A road user charge (RUC), also known as a mileage-based user fee (MBUF) or vehicle-miles traveled (VMT) tax, is a funding mechanism that charges motorists based on the number of miles they travel within a state. While a Highway Use Tax generates revenue by charging a fee on the sale of motor vehicles, and a motor fuels tax does so by taxing motorists on the amount of fuel they purchase in-state, an RUC is unique in that it is entirely based on each motorist’s direct usage of in-state roads. For this reason, RUCs have the advantage of distributing costs more equitably among road users. They are also a highly flexible option, able to be levied as a flat fee or variable fee based on conditions like time of day, congestion, road type, vehicle type and weight, emission levels, and the motorist’s ability to pay.

RUCs are not without their challenges, however, not the least of which are the administrative and technological hurdles that come with the introduction of a novel program requiring a new system of tracking road usage. RUC pilot programs in other states have also run up against public concerns about data privacy stemming from mileage tracking and a perception that RUCs unfairly tax rural residents for higher rates of travel. It is worth noting, however, that the Chamber Foundation/ITRE report found that the average rural household in North Carolina would actually pay $17 less in annual transportation costs under an RUC system compared to a motor fuels tax, while urban and suburban households would pay only slightly more. The report also notes that pilot programs in other states have successfully overcome administrative, privacy, and policy hurdles to create well-functioning RUC programs with high levels of public buy-in.

As it stands, only two states – Oregon and Utah – have active RUC programs. However, eight states have completed RUC pilot programs and nearly half of all states are actively monitoring RUCs as an option for diversifying transportation revenue. Compare this to 2015, when no states had active RUC programs, only two states were piloting them, and a mere nine states were exploring the option, and it is evident that interest in RUCs is skyrocketing. The Foundation/ITRE report outlines a path for North Carolina to introduce an RUC pilot program incorporating best practices from other states that could allow us to gradually solve the challenges of implementation over a multi-year period. The ultimate goal in this scenario would be the creation of an RUC program that raises funds for transportation projects to the tune of 2.0 – 4.0 cents for every mile traveled in the state.

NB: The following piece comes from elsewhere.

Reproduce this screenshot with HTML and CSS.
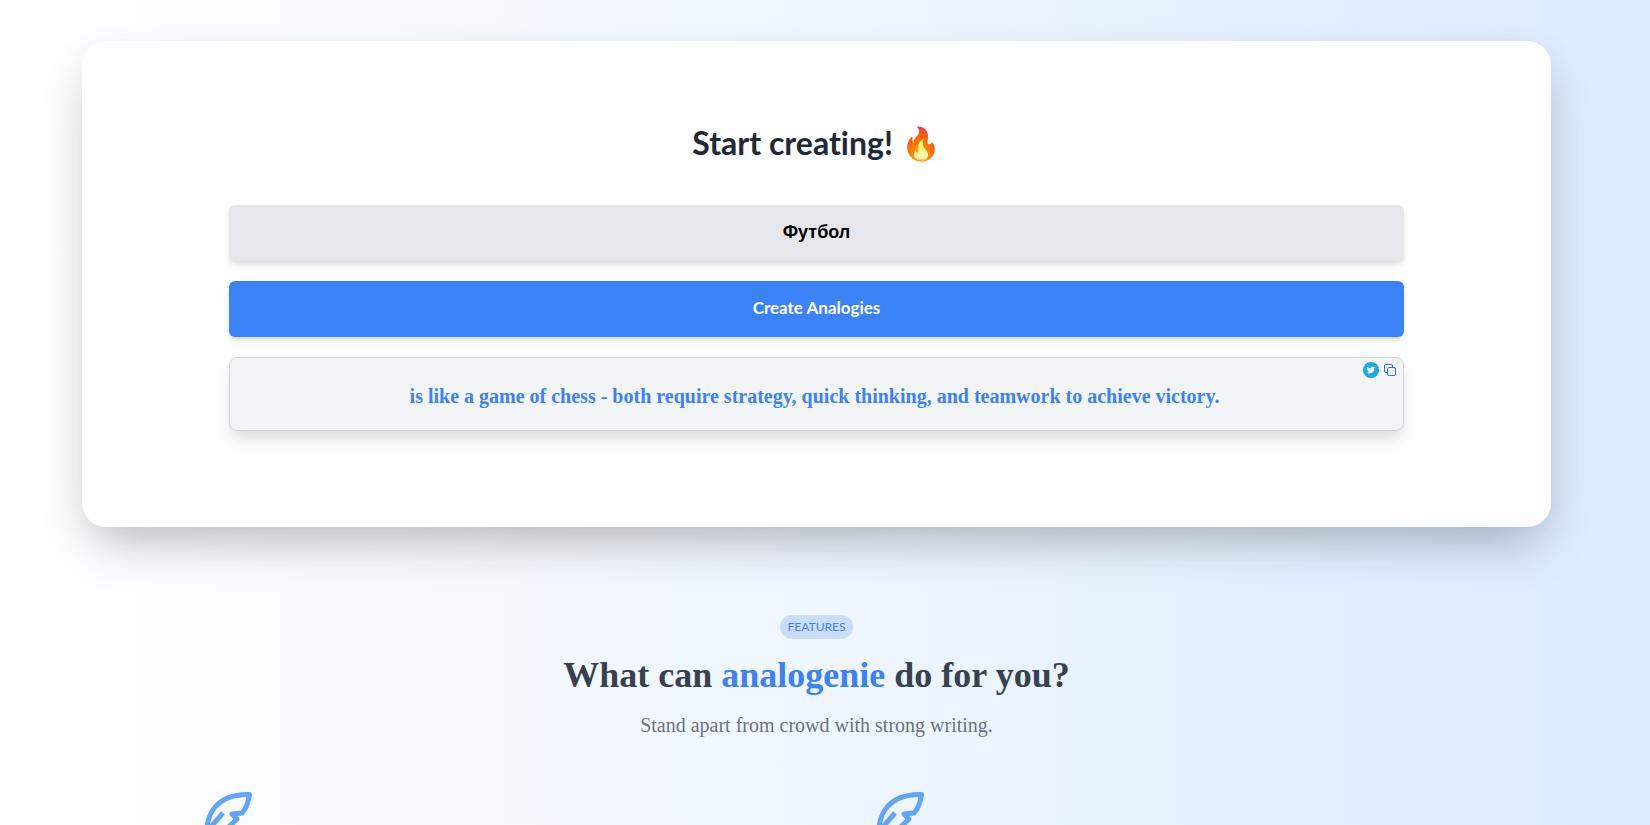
FILE: index.html
```html
<!DOCTYPE html>
<html lang="en">
<head>
    <meta charset="UTF-8">
    <title>analogenie</title>
    <link rel="stylesheet" href="styles.css">
</head>
<body>
    <main class="page">
        <!-- Generator -->
        <form class="creator" id="creator">
            <h2 class="creator-title">Start creating! 🔥</h2>
            <input type="text" class="topic-input" id="topic" aria-label="Topic" value="Футбол">
            <button type="submit" class="create-btn">Create Analogies</button>
            <div class="result">
                <div class="result-actions">
                    <a href="#" aria-label="Tweet">
                        <svg width="16" height="16" viewBox="0 0 16 16">
                            <circle cx="8" cy="8" r="8" fill="#1aa9e6"/>
                            <path fill="#fff" d="M12.2 5.3c-.3.15-.65.24-1 .28.36-.2.63-.55.76-.95-.33.2-.7.34-1.1.42a1.72 1.72 0 0 0-2.95 1.57 4.9 4.9 0 0 1-3.55-1.8 1.72 1.72 0 0 0 .53 2.3c-.28 0-.54-.08-.78-.21 0 .85.6 1.55 1.38 1.7-.25.07-.52.08-.78.03.22.69.86 1.18 1.61 1.2A3.47 3.47 0 0 1 3.8 10.55a4.88 4.88 0 0 0 7.54-4.34c.34-.25.63-.56.86-.91z"/>
                        </svg>
                    </a>
                    <button type="button" class="copy-btn" aria-label="Copy">
                        <svg width="12" height="12" viewBox="0 0 12 12" fill="none" stroke="#3b70d8">
                            <rect x="3.5" y="3.5" width="8" height="8" rx="1.5"/>
                            <path d="M3.5 8.5H2A1.5 1.5 0 0 1 .5 7V2A1.5 1.5 0 0 1 2 .5h5A1.5 1.5 0 0 1 8.5 2v1.5"/>
                        </svg>
                    </button>
                </div>
                <p class="result-text">is like a game of chess - both require strategy, quick thinking, and teamwork to achieve victory.</p>
            </div>
        </form>

        <!-- Features -->
        <section class="features">
            <span class="badge">FEATURES</span>
            <h1 class="features-title">What can <span class="brand">analogenie</span> do for you?</h1>
            <p class="features-text">Stand apart from crowd with strong writing.</p>
            <div class="feature-grid">
                <div class="feature">
                    <svg class="feather" viewBox="0 0 48 48">
                        <path d="M3 46C1 20 14 2 45.500 2.500C44 12 41 18 38 21L28 22L33 27L14 45"/>
                        <path d="M5 37L19 21"/>
                    </svg>
                </div>
                <div class="feature">
                    <svg class="feather" viewBox="0 0 48 48">
                        <path d="M3 46C1 20 14 2 45.500 2.500C44 12 41 18 38 21L28 22L33 27L14 45"/>
                        <path d="M5 37L19 21"/>
                    </svg>
                </div>
            </div>
        </section>
    </main>
</body>
</html>
```
FILE: styles.css
```css
* {
    box-sizing: border-box;
}

body {
    margin: 0;
    height: 100vh;
    overflow: hidden;
    font-family: "Liberation Serif", serif;
    background: linear-gradient(to right, #ffffff, #eff6ff 50%, #dbeafe);
}

.page {
    padding: 41px 17px 0 0;
}

.creator {
    display: flex;
    flex-direction: column;
    gap: 20px;
    width: 90%;
    margin: 0 auto;
    padding: 80px 147px 96px;
    background-color: #fefefe;
    border-radius: 24px;
    box-shadow: 0 25px 50px -12px rgba(0, 0, 0, 0.25), 0 8px 40px rgba(0, 0, 0, 0.04);
}

.creator-title {
    margin: 0 0 20px;
    font-family: Lato, sans-serif;
    font-size: 32px;
    font-variant-ligatures: none;
    line-height: 44px;
    text-align: center;
    color: #1f2937;
}

.topic-input,
.create-btn {
    width: 100%;
    height: 56px;
    border: none;
    border-radius: 6px;
    text-align: center;
    box-shadow: 0 4px 6px -1px rgba(0, 0, 0, 0.15);
}

.topic-input {
    padding: 0 16px 2px;
    background-color: #e5e7eb;
    color: #000;
    font-family: "Liberation Sans", sans-serif;
    font-size: 18px;
    font-weight: bold;
}

.create-btn {
    padding: 0 16px 4px;
    background-color: #3b82f6;
    color: #fff;
    font-family: Lato, sans-serif;
    font-size: 17px;
    font-weight: bold;
    cursor: pointer;
}

.result {
    position: relative;
    padding: 24px 24px 22px;
    border: 1px solid #d1d5db;
    border-radius: 8px;
    background-color: #f3f4f6;
    box-shadow: 0 10px 15px -3px rgba(0, 0, 0, 0.15);
}

.result-actions {
    position: absolute;
    top: 4px;
    right: 7px;
    display: flex;
    align-items: center;
    gap: 5px;
}

.result-actions svg {
    display: block;
}

.copy-btn {
    padding: 0;
    border: none;
    background: none;
    cursor: pointer;
}

.result-text {
    margin: 0;
    padding: 2px 4px 0 0;
    font-size: 20px;
    font-weight: bold;
    line-height: 24px;
    text-align: center;
    color: #3b82f6;
}

.features {
    display: flex;
    flex-direction: column;
    align-items: center;
    padding-top: 88px;
}

.badge {
    padding: 0 8px;
    border-radius: 12px;
    background-color: #c9defc;
    color: #3b82f6;
    font-family: Lato, sans-serif;
    font-size: 12px;
    line-height: 24px;
}

.features-title {
    margin: 16px 0 0;
    font-size: 36px;
    line-height: 40px;
    color: #374151;
}

.brand {
    color: #3b82f6;
}

.features-text {
    margin: 16px 0 0;
    font-size: 20px;
    line-height: 28px;
    color: #6b7280;
}

.feature-grid {
    display: grid;
    grid-template-columns: 1fr 1fr;
    width: 1344px;
    max-width: 90%;
    margin-top: 53px;
}

.feature {
    padding-left: 59px;
}

.feather {
    width: 48px;
    height: 48px;
    fill: none;
    stroke: #60a5fa;
    stroke-width: 5;
    stroke-linejoin: round;
}
```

Given the high level of interest in RUCs nationwide, we would be misguided to ignore the potential of an RUC or similar mechanism as one possible option for helping us build a more sustainable transportation financing portfolio for North Carolina. This is especially true since there has been discussion in recent years about the possibility of a federal RUC program that can track mileage across states and tax motorists accordingly. If this scenario were to ever become a reality, North Carolina might do well to be ahead of the curve in navigating the intricacies of RUC implementation.

A road user charge is just one of numerous routes our state might take to arrive at a more modernized transportation funding model. In the coming weeks, we will explore one additional option put forth in the Chamber Foundation’s report: the dedication of a portion of North Carolina’s statewide sales tax to transportation funding. In the meantime, it is important to remember that many options remain on the table. The NC Chamber and the Destination 2030 Coalition will be looking at a variety of resources as well as the recommendations of other groups, like the NC FIRST Commission, to inform the path we take on this issue. One thing is abundantly clear: The business community must go bold in 2021 if we want to help solve our state’s transportation funding crisis and claim North Carolina’s rightful title as the “Good Road State” once again.